5. The computer-implemented system of claim 4, wherein the conditions that stop execution of the reverse maneuver include:

receiving instructions alerting to a state comprising at least one of manual state, temporary fault, safe stop, and hard stop;

steering wheel angle is below a predetermined angle threshold;

vehicle speed is below a predetermined speed threshold; and

a predetermined time has elapsed without additional instructions since a last received instruction by the reverse planner.

6. The computer-implemented system of claim 4, wherein the conditions to execute the reverse maneuver comprise:

the vehicle has shifted the gear to reverse;

instructions to execute the reverse maneuver have been received by the reverse planner;

a predetermined first time has elapsed without additional instructions since the instructions to reverse were received by the reverse planner; and

a predetermined second time has not elapsed without additional instructions since the instructions to reverse were received by the reverse planner, the second time being longer than the first time.

7. The computer-implemented system of claim 4, wherein executing the instructions to execute the reverse maneuver comprises:

checking for collision against prediction intents during movement by the vehicle in reverse gear;

remaining in the reverse state unless at least one of the following conditions is met:

(i) the vehicle has traveled a predetermined target distance,

(ii) the reverse planner detects a collision in the reversing path, or

(iii) more than a predetermined time has elapsed since instructions shift the gear to reverse were provided; and

pausing the reverse maneuver when the reverse planner detects a collision, the pausing comprising halting the vehicle without shifting gear.

8. The computer-implemented system of claim 4, wherein the workflow further comprises:

transitioning the reverse planner to a stop reverse state in response to determining that the conditions to execute the reverse maneuver are not met,

monitoring, by the reverse planner, conditions to transition out of the stop reverse state, and

transitioning the reverse planner to a pre-drive state in response to determining that the conditions to transition out of the stop reverse state are met.

9. A method, comprising:

generating, by a computer-implemented system, instructions to initiate a workflow in response to a first button on a user-interface transitioning from an unselected state to a selected state, the workflow being configured to enable a vehicle to reverse from an initial pose to a target pose;

generating, by the computer-implemented system, a visual representation of a path of the vehicle from the first pose to the target pose;

monitoring, by the computer-implemented system, a state of a second button on the user-interface, wherein the workflow is terminated in response to the state of the second button changing from a selected state to an unselected state after a predetermined duration; and

generating, by the computer-implemented system, instructions to move the vehicle along the path by a distance as calculated according to a movement of a slider on the user-interface, the instructions to move the vehicle being generated as long as the second button is in the selected state.

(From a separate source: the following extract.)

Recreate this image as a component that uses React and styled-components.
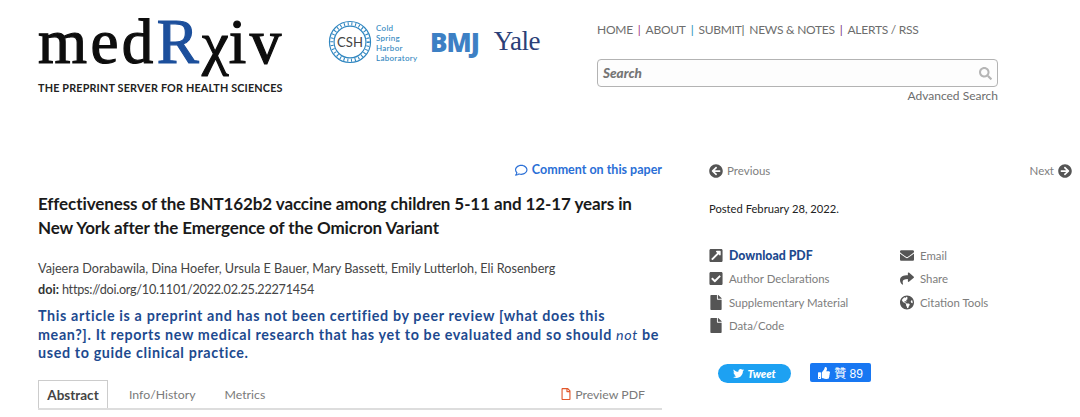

10. The method of claim 9, further comprising pausing, by the computer-implemented system, generating instructions to move the vehicle in response to the second button being released from the selected state, wherein pausing does not include shifting a gear of the vehicle from reverse to drive.

11. The method of claim 9, further comprising:

pausing, by the computer-implemented system, the workflow in response to a system state machine transitioning from a remote reverse state to a temporary fault state, wherein the system state machine transitions to the temporary fault state in response to a fault being detected in the vehicle; and

resuming, by the computer-implemented system, the workflow in response to the system state machine transitioning from the temporary fault state to the reverse state.

12. The method of claim 9, further comprising:

stopping, by the computer-implemented system, the workflow in response to the system state machine transitioning to a safe stop state; and

shifting a gear in the vehicle from reverse to drive.

13. The method of claim 9, further comprising:

stopping, by the computer-implemented system, the workflow in response to the system state machine transitioning to a hard stop state; and

bringing, by the computer-implemented system, the vehicle to a complete halt.

14. The method of claim 9, further comprising pausing, by the computer-implemented system, the workflow for an indefinite period of time, until blockages behind the vehicle in the path are cleared.

15. The method of claim 14, wherein the blockages are sensed by cameras in a rear portion of the vehicle.

16. An electronic device, comprising:

a display;

one or more processors;

a memory; and

one or more programs, wherein the one or more programs are stored in the memory and configured to be executed by the one or more processors, the one or more programs including instructions for displaying a user interface,

wherein:

the user interface comprises:

a first region configured to show a location of a vehicle and surrounding features;

a second region configured to show one or more selectable options and one or more instructions;

a third region configured to show a view from a camera of the vehicle; and

a fourth region comprising a first selectable button and a second selectable button,

triggering a workflow configured to move the vehicle in reverse gear along a selected path in response to selecting the first selectable button,

maintaining execution of the workflow in response to holding the first selectable button in a selected state,

temporarily pausing the workflow in response to releasing the first selectable button, such that the vehicle stops moving in reverse gear along the selected path, and

terminating the workflow in response to selecting the second selectable button.

17. The electronic device of claim 16, holding the first selectable button in the selected state comprises pressing down on the first selectable button manually.

18. The electronic device of claim 16, wherein the first region is further configured to show a visualization of a reverse path and a forward path of the vehicle.

19. The electronic device of claim 16, wherein:

the first region is configured further to show a slider coupled to a visualization of the vehicle,

the slider is configured to be moved toward or away from the vehicle by discrete predetermined equidistant spans,

moving the slider by one of the discrete predetermined equidistant spans is configured to cause the vehicle to move by a predetermined amount along a selected path.

20. The electronic device of claim 16, wherein the first region includes representations of spaces around the vehicle relevant to safe movement of the vehicle along the selected path.